In Gretna, La., a suburb of 17,500 across the Mississippi River from downtown New Orleans, officials fired a warning shot to keep about 5,000 people from entering by walking across a bridge connecting the two communities. The crowd retreated.

Gretna Mayor Ronnie Harris said his town has been unfairly labeled racist and defended the decision. His own residents, he said, did not have water, food or electricity after Katrina struck, and officials feared, partly because of what they had heard through word of mouth and from electronic news media, that its residents were in danger. A nearby mall had been burned the day before; officials think looters did it.

"We were going to protect the lives of our residents," he said. "It's impossible to know what happened unless you were here. At the time, you don't know what to believe, but you don't want to be in a place to find out if what you heard is true."

The morning that CNN reported about the Superdome helicopter shooting and Landrieu talked of sheriffs being killed, "Baton Rouge was in a near-panic," U.S. Attorney David R. Dugas recalled in an interview Friday. He said it was hard to keep track of all the rumors -- riots in the city's River Center, a shelter for 5,000 evacuees from New Orleans; a Wal-Mart robbed and all the guns stolen; opposing gangs rampaging in the streets. The stories ricocheted from television to all-news radio to officialdom to citizens and back again.

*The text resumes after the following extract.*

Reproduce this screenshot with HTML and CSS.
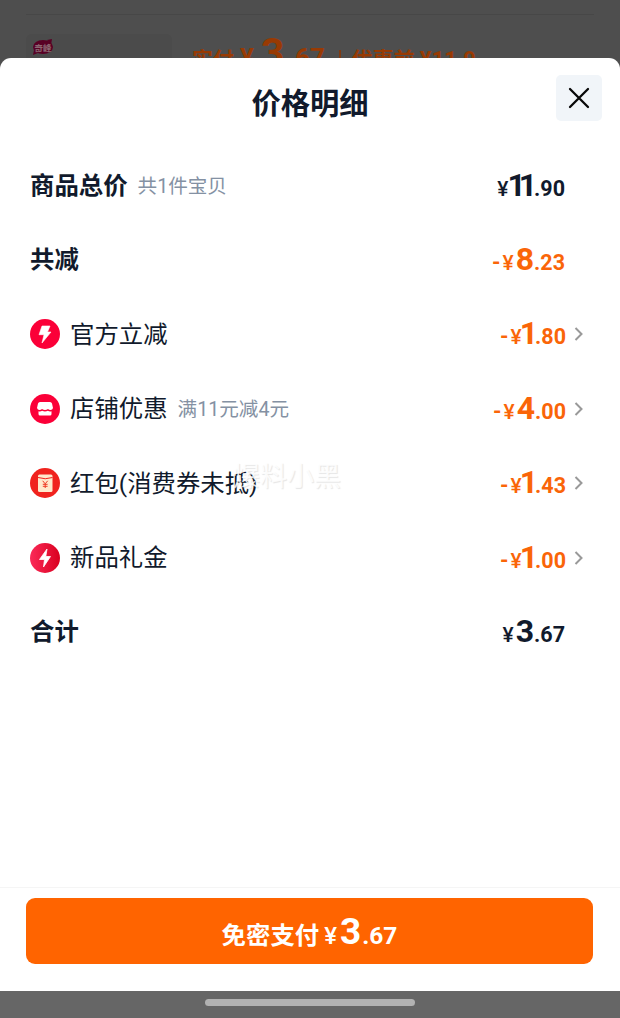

Police and sheriffs chased each one down: All were unfounded. In a hastily called news conference, Dugas and Baton Rouge's mayor and police chief pleaded with residents to resist believing the worst. Meanwhile, an East Baton Rouge Parish official begged the local radio station to screen calls before putting them live on the air to avoid spreading unconfirmed reports.

Plausible Rumors

Although many of the displaced have been the recipients of overwhelming generosity, the rumors of violence have followed them to Houston, Salt Lake City and New Iberia, La. "You would hear that two people got into a fight at a red light and cut each other to death," said Iberia Parish Sheriff Sid Hebert. "It was all violent crime, rape and pillaging. But none of it was true."

To some in the public and in the news media, the images of barely checked violence in New Orleans, and its fleeing residents, seemed plausible. New Orleans is a violent city with an average of 200 homicides a year.

The scenes of poor black people engaged in lawlessness after such events as the acquittal of the police officers who beat Rodney King or the 1977 New York City blackout are depressingly familiar, said writer and social critic Stanley Crouch. "The public is accustomed to riotous behavior from black people in lower-class neighborhoods," he said. "Anybody who has looked at television over the last 40 years has seen black Americans tearing up places, looting places."

Finally, New Orleans was not crime-free in Katrina's aftermath. People were seen on television taking things from stores. Some were items to eat, drink or wear -- what the police call "essential items," for which people were not being arrested because the situation was so dire. Others took television sets, jewelry and guns.

Four New Orleans police officers have been suspended and one has been reassigned over allegations of looting, city police said. In the first three weeks after the storm, about 470 suspects were processed from New Orleans and adjacent Jefferson Parish. Half of them were arrested for looting, said Jim Letten, the U.S. attorney for the Eastern District of Louisiana.